All of the things that your property taxes already pay for, the city’s going to double dip and charge you again for these things in the form of an impact fee.
Sewer + Water Fees
The next fees you’re going to pay are your sewer and water fees.
These are charged in a similar way as the impact fees. They are consistent across all communities, but you’re going to be subject to these if you put a new dwelling unit or if you put a new accessory dwelling unit on your property. They’re charged one time and they’re charged based on the amount of units you’re going to add.
So the water sewer fee in the city of San Diego right now is somewhere around $7,200 (early 2022).
So if you put a new dwelling unit on a vacant lot, you’re going to be charged $7,200 a one-time fee for that sewer and water fee. If you put in two dwelling units, you’re going to be charged two times $7,200. And so-and-so on and so forth for the more units you put on that lot.
Now, accessory dwelling units are charged half of that fee. So you will pay about $3,600 for every new accessory dwelling unit you build on that lot. So ADUs are getting a 50% discount essentially on sewer and water fees.
The next fee is going to be your school fees. You can google “San Diego Unified District School Fees” and they’ll give you their school fees.
Currently at the time I’m recording this video, it’s $4.8 per square foot. And that only applies when you go over 500 square feet.
So if you can keep your ADU or keep your addition under 500 square foot, you’re going to be exempt from those school fees.
But once you go to 501 square feet, you’re going to pay $4.8 times 501 square feet (in this example).
This is a one-time payment. It’s paid to the San Diego Unified School District. So it’s not even paid to the development service district. This fee will change and vary. It usually goes up every couple of months. So just take a look for what the current school fee is charged per square foot.
Plan Check and Inspection Fees
And this brings us to our last fee, which is going to be our plan check and inspection fees.
The way these are going to be paid are: You basically 50% of this when you make your submission to the city. And you’re going to pay the other 50% when they issue the permit and you pay that last invoice. Then you make the permit valid.
So this fee will vary in cost and it’s very difficult to estimate this.
I like to say that looking at this fee is a lot like looking at your cell phone bill. There’s a bunch of miscellaneous fees that get tacked onto this thing, but it’s generally based on the square footage of the addition or the new home or the new ADU.
You can go on to the city’s permit fee calculator and get an understanding how much this is going to be.
How These Permitting Fees Apply To Your Architecture Project
So let’s just review once more. And I want to make sure I talk about each of these four fees in terms of the different types of projects you may be considering: Addition, new dwelling unit or home, and a new accessory dwelling unit.

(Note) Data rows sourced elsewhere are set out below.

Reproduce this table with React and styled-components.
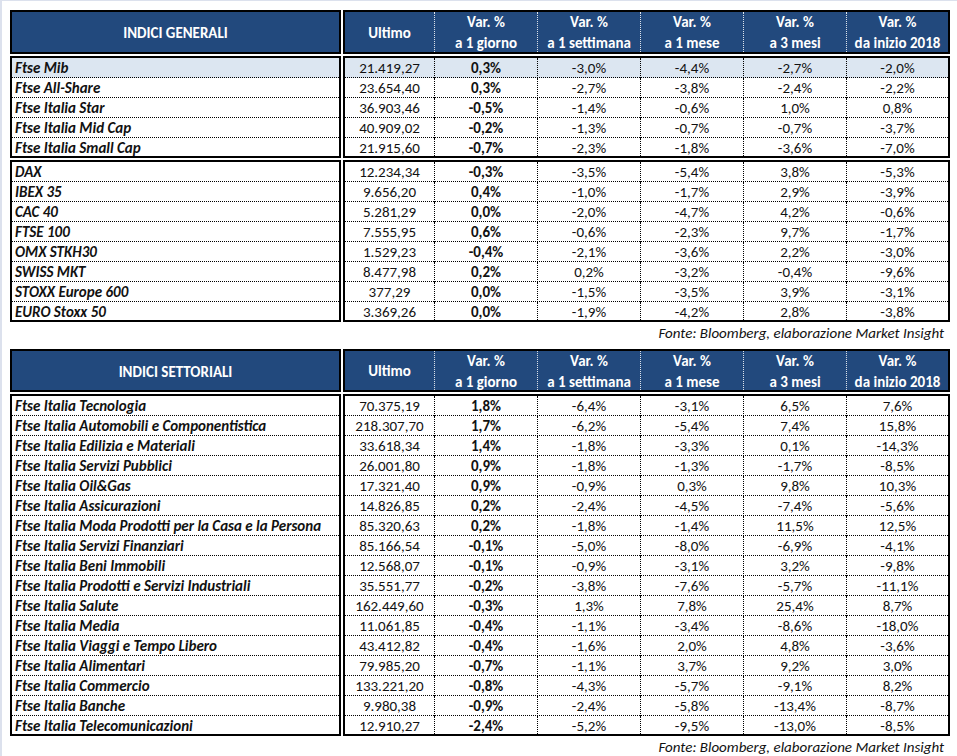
import React from "react";
import styled, { createGlobalStyle } from "styled-components";

const FONT = `"Carlito", "Lato", "Liberation Sans", sans-serif`;
const HEAD_BG = "#22497d";
const INK = "#111111";

const Global = createGlobalStyle`
  html, body { margin: 0; padding: 0; background: #ffffff; }
  body { font-family: ${FONT}; color: ${INK}; }
`;

const Page = styled.div`
  width: 957px;
  height: 756px;
  box-sizing: border-box;
  border-left: 2px solid #dce1ed;
  border-top: 1px solid #dce1ed;
  padding: 9px 0 0 8px;
  font-size: 15px;
  overflow: hidden;
`;

const Table = styled.div`
  width: 940px;
  display: flex;
  flex-direction: column;
  gap: 2px;
`;

const Band = styled.div`
  display: flex;
  gap: 2px;
`;

const NameBox = styled.div`
  width: 331px;
  box-sizing: border-box;
  border: 2px solid #000;
  display: flex;
  flex-direction: column;
  background: ${(p) => (p.$head ? HEAD_BG : "#fff")};
`;

const DataBox = styled.div`
  width: 607px;
  box-sizing: border-box;
  border: 2px solid #000;
  display: flex;
  flex-direction: column;
  background: ${(p) => (p.$head ? HEAD_BG : "#fff")};
`;

const HeadTitle = styled.div`
  height: ${(p) => p.$h}px;
  display: flex;
  align-items: center;
  justify-content: center;
  color: #fff;
  font-weight: 700;
  padding-top: 2px;
  box-sizing: border-box;
`;

const DataGrid = styled.div`
  display: grid;
  grid-template-columns: 90px repeat(4, 103px) 1fr;
`;

const HeadCell = styled.div`
  height: ${(p) => p.$h}px;
  box-sizing: border-box;
  display: flex;
  flex-direction: column;
  align-items: center;
  justify-content: center;
  padding-top: 2px;
  color: #fff;
  font-weight: 700;
  line-height: 21px;
  white-space: nowrap;
  border-right: 1px dotted rgba(255, 255, 255, 0.85);
  &:last-child { border-right: none; }
`;

const NameRow = styled.div`
  height: 20px;
  box-sizing: border-box;
  border-bottom: 1px dotted #000;
  padding: 1px 0 0 3px;
  font-weight: 700;
  font-style: italic;
  line-height: 19px;
  white-space: nowrap;
  background: ${(p) => (p.$hl ? "#dce6f1" : "transparent")};
  &:last-child { border-bottom: none; height: 18px; }
`;

const DataRow = styled(DataGrid)`
  height: 20px;
  box-sizing: border-box;
  border-bottom: 1px dotted #000;
  background: ${(p) => (p.$hl ? "#dce6f1" : "transparent")};
  &:last-child { border-bottom: none; height: 18px; }
`;

const Cell = styled.div`
  text-align: center;
  padding-top: 1px;
  line-height: 19px;
  white-space: nowrap;
  font-weight: ${(p) => (p.$bold ? 700 : 400)};
  border-right: 1px dotted #000;
  &:last-child { border-right: none; }
`;

const Source = styled.div`
  width: 940px;
  height: ${(p) => p.$h}px;
  box-sizing: border-box;
  padding-right: 6px;
  text-align: right;
  font-style: italic;
  line-height: 22px;
`;

const HEAD_COLS = [
  ["Var. %", "a 1 giorno"],
  ["Var. %", "a 1 settimana"],
  ["Var. %", "a 1 mese"],
  ["Var. %", "a 3 mesi"],
  ["Var. %", "da inizio 2018"],
];

const GEN1 = [
  ["Ftse Mib", "21.419,27", "0,3%", "-3,0%", "-4,4%", "-2,7%", "-2,0%"],
  ["Ftse All-Share", "23.654,40", "0,3%", "-2,7%", "-3,8%", "-2,4%", "-2,2%"],
  ["Ftse Italia Star", "36.903,46", "-0,5%", "-1,4%", "-0,6%", "1,0%", "0,8%"],
  ["Ftse Italia Mid Cap", "40.909,02", "-0,2%", "-1,3%", "-0,7%", "-0,7%", "-3,7%"],
  ["Ftse Italia Small Cap", "21.915,60", "-0,7%", "-2,3%", "-1,8%", "-3,6%", "-7,0%"],
];

const GEN2 = [
  ["DAX", "12.234,34", "-0,3%", "-3,5%", "-5,4%", "3,8%", "-5,3%"],
  ["IBEX 35", "9.656,20", "0,4%", "-1,0%", "-1,7%", "2,9%", "-3,9%"],
  ["CAC 40", "5.281,29", "0,0%", "-2,0%", "-4,7%", "4,2%", "-0,6%"],
  ["FTSE 100", "7.555,95", "0,6%", "-0,6%", "-2,3%", "9,7%", "-1,7%"],
  ["OMX STKH30", "1.529,23", "-0,4%", "-2,1%", "-3,6%", "2,2%", "-3,0%"],
  ["SWISS MKT", "8.477,98", "0,2%", "0,2%", "-3,2%", "-0,4%", "-9,6%"],
  ["STOXX Europe 600", "377,29", "0,0%", "-1,5%", "-3,5%", "3,9%", "-3,1%"],
  ["EURO Stoxx 50", "3.369,26", "0,0%", "-1,9%", "-4,2%", "2,8%", "-3,8%"],
];

const SECT = [
  ["Ftse Italia Tecnologia", "70.375,19", "1,8%", "-6,4%", "-3,1%", "6,5%", "7,6%"],
  ["Ftse Italia Automobili e Componentistica", "218.307,70", "1,7%", "-6,2%", "-5,4%", "7,4%", "15,8%"],
  ["Ftse Italia Edilizia e Materiali", "33.618,34", "1,4%", "-1,8%", "-3,3%", "0,1%", "-14,3%"],
  ["Ftse Italia Servizi Pubblici", "26.001,80", "0,9%", "-1,8%", "-1,3%", "-1,7%", "-8,5%"],
  ["Ftse Italia Oil&Gas", "17.321,40", "0,9%", "-0,9%", "0,3%", "9,8%", "10,3%"],
  ["Ftse Italia Assicurazioni", "14.826,85", "0,2%", "-2,4%", "-4,5%", "-7,4%", "-5,6%"],
  ["Ftse Italia Moda Prodotti per la Casa e la Persona", "85.320,63", "0,2%", "-1,8%", "-1,4%", "11,5%", "12,5%"],
  ["Ftse Italia Servizi Finanziari", "85.166,54", "-0,1%", "-5,0%", "-8,0%", "-6,9%", "-4,1%"],
  ["Ftse Italia Beni Immobili", "12.568,07", "-0,1%", "-0,9%", "-3,1%", "3,2%", "-9,8%"],
  ["Ftse Italia Prodotti e Servizi Industriali", "35.551,77", "-0,2%", "-3,8%", "-7,6%", "-5,7%", "-11,1%"],
  ["Ftse Italia Salute", "162.449,60", "-0,3%", "1,3%", "7,8%", "25,4%", "8,7%"],
  ["Ftse Italia Media", "11.061,85", "-0,4%", "-1,1%", "-3,4%", "-8,6%", "-18,0%"],
  ["Ftse Italia Viaggi e Tempo Libero", "43.412,82", "-0,4%", "-1,6%", "2,0%", "4,8%", "-3,6%"],
  ["Ftse Italia Alimentari", "79.985,20", "-0,7%", "-1,1%", "3,7%", "9,2%", "3,0%"],
  ["Ftse Italia Commercio", "133.221,20", "-0,8%", "-4,3%", "-5,7%", "-9,1%", "8,2%"],
  ["Ftse Italia Banche", "9.980,38", "-0,9%", "-2,4%", "-5,8%", "-13,4%", "-8,7%"],
  ["Ftse Italia Telecomunicazioni", "12.910,27", "-2,4%", "-5,2%", "-9,5%", "-13,0%", "-8,5%"],
];

function Header({ title, h }) {
  return (
    <Band>
      <NameBox $head>
        <HeadTitle $h={h}>{title}</HeadTitle>
      </NameBox>
      <DataBox $head>
        <DataGrid>
          <HeadCell $h={h}>Ultimo</HeadCell>
          {HEAD_COLS.map(([a, b], i) => (
            <HeadCell key={i} $h={h}>
              <span>{a}</span>
              <span>{b}</span>
            </HeadCell>
          ))}
        </DataGrid>
      </DataBox>
    </Band>
  );
}

function Group({ rows, highlightFirst }) {
  return (
    <Band>
      <NameBox>
        {rows.map((r, i) => (
          <NameRow key={i} $hl={highlightFirst && i === 0}>
            {r[0]}
          </NameRow>
        ))}
      </NameBox>
      <DataBox>
        {rows.map((r, i) => (
          <DataRow key={i} $hl={highlightFirst && i === 0}>
            {r.slice(1).map((v, j) => (
              <Cell key={j} $bold={j === 1}>
                {v}
              </Cell>
            ))}
          </DataRow>
        ))}
      </DataBox>
    </Band>
  );
}

export default function App() {
  return (
    <>
      <Global />
      <Page>
        <Table>
          <Header title="INDICI GENERALI" h={40} />
          <Group rows={GEN1} highlightFirst />
          <Group rows={GEN2} />
        </Table>
        <Source $h={27}>Fonte: Bloomberg, elaborazione Market Insight</Source>
        <Table>
          <Header title="INDICI SETTORIALI" h={39} />
          <Group rows={SECT} />
        </Table>
        <Source $h={22}>Fonte: Bloomberg, elaborazione Market Insight</Source>
      </Page>
    </>
  );
}
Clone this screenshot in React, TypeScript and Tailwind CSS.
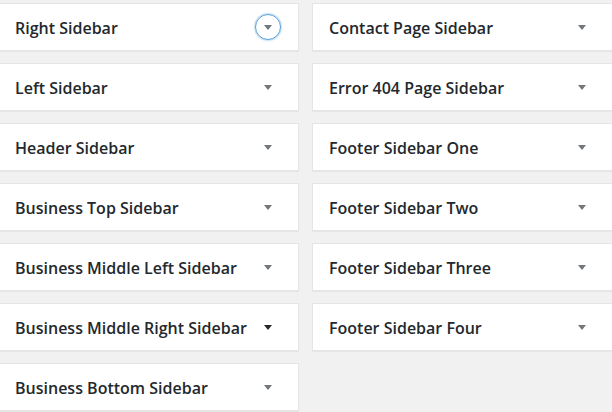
const leftSidebars = [
  'Right Sidebar',
  'Left Sidebar',
  'Header Sidebar',
  'Business Top Sidebar',
  'Business Middle Left Sidebar',
  'Business Middle Right Sidebar',
  'Business Bottom Sidebar',
]

const rightSidebars = [
  'Contact Page Sidebar',
  'Error 404 Page Sidebar',
  'Footer Sidebar One',
  'Footer Sidebar Two',
  'Footer Sidebar Three',
  'Footer Sidebar Four',
]

function Arrow({ dark }: { dark?: boolean }) {
  return (
    <svg width="8" height="5" viewBox="0 0 8 5" className="block">
      <path d="M0 0 H8 L4 5 Z" fill={dark ? '#23282d' : '#72777c'} />
    </svg>
  )
}

function SidebarCard({ title, focused, hovered }: { title: string; focused?: boolean; hovered?: boolean }) {
  return (
    <div className="h-[48px] w-[301px] bg-white border border-[#e5e5e5] shadow-[0_1px_1px_rgba(0,0,0,0.04)] flex items-center justify-between pl-[16px] pr-[26px]">
      <h2 className="text-[16px] font-semibold text-[#23282d] leading-[22px] pt-[1px] whitespace-nowrap font-['Open_Sans',sans-serif]">
        {title}
      </h2>
      {focused ? (
        <span className="w-[26px] h-[26px] rounded-full border border-[#5b9dd9] shadow-[0_0_2px_rgba(30,140,190,0.8)] flex items-center justify-center -mr-[9px] -ml-[9px]">
          <Arrow />
        </span>
      ) : (
        <Arrow dark={hovered} />
      )}
    </div>
  )
}

export default function App() {
  return (
    <main className="w-[612px] h-[412px] overflow-hidden bg-[#f1f1f1]">
      <div className="flex gap-[13px] ml-[-2px] pt-[3px]">
        <div className="flex flex-col gap-[12px]">
          {leftSidebars.map((s, i) => (
            <SidebarCard key={s} title={s} focused={i === 0} hovered={i === 5} />
          ))}
        </div>
        <div className="flex flex-col gap-[12px]">
          {rightSidebars.map((s) => (
            <SidebarCard key={s} title={s} />
          ))}
        </div>
      </div>
    </main>
  )
}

So the first is impact fees. Impact fees, currently exempt on ADU. So you are not paying impact fees for an ADU. if you do an addition on your home, you’re exempt from impact fees.
The only time you’re going to pay impact fees is when you’re adding a new home (a new dwelling unit) to the lot. And that’s when you’re going to be subject to these impact fees. And they are one of the higher fees you’re going to pay.
Fee number two is your sewer and water fee. You’re going to pay your sewer and water fee (a hundred percent of it) if you add a new dwelling unit to the lot. Or if you add two new dwelling units, your subject for two sewer and water fees. if you add an addition to your home, you’re exempt from that sewer and water fee (because in theory) it’s already been paid.
If you add an ADU, you’re going to be subject to 50% of that sewer and water fee. So that’s how that second fee is applied.
The next fee is our school fees. If you add an addition to your home and keep it under 500 square foot, you’re exempt.
If you have a new home and you keep it under 500 square feet (which I don’t even think you can do) you should be exempt.
It’s only when you go over 500 square feet for a home, an ADU, or an addition when these school fees are going to kick in. And they’re based on the current fee the San Diego Unified School District places on them, multiplied by all of the square footage over 500 square feet.
So I always just like to use this as an example. If you do 501 square feet, you are subject to 501 square feet multiplied by $4.8. If you do 499 square feet, you pay zero school fees. So that’s how that’s applied.
And the last fees are going to be your plan check and inspection fees. And these are going to be consistent across an addition, a new home, or a new ADU. It is basically based on the square foot price but is a little bit more complicated to calculate.
So, just in conclusion, you got those four fees: impact fees, sewer and water fees, school fees, and plan check and inspection fees.
Just to note - this is an overly simplified way to look at your permit costs, but just consider all four of those fees and how your project type is going to apply to each of them.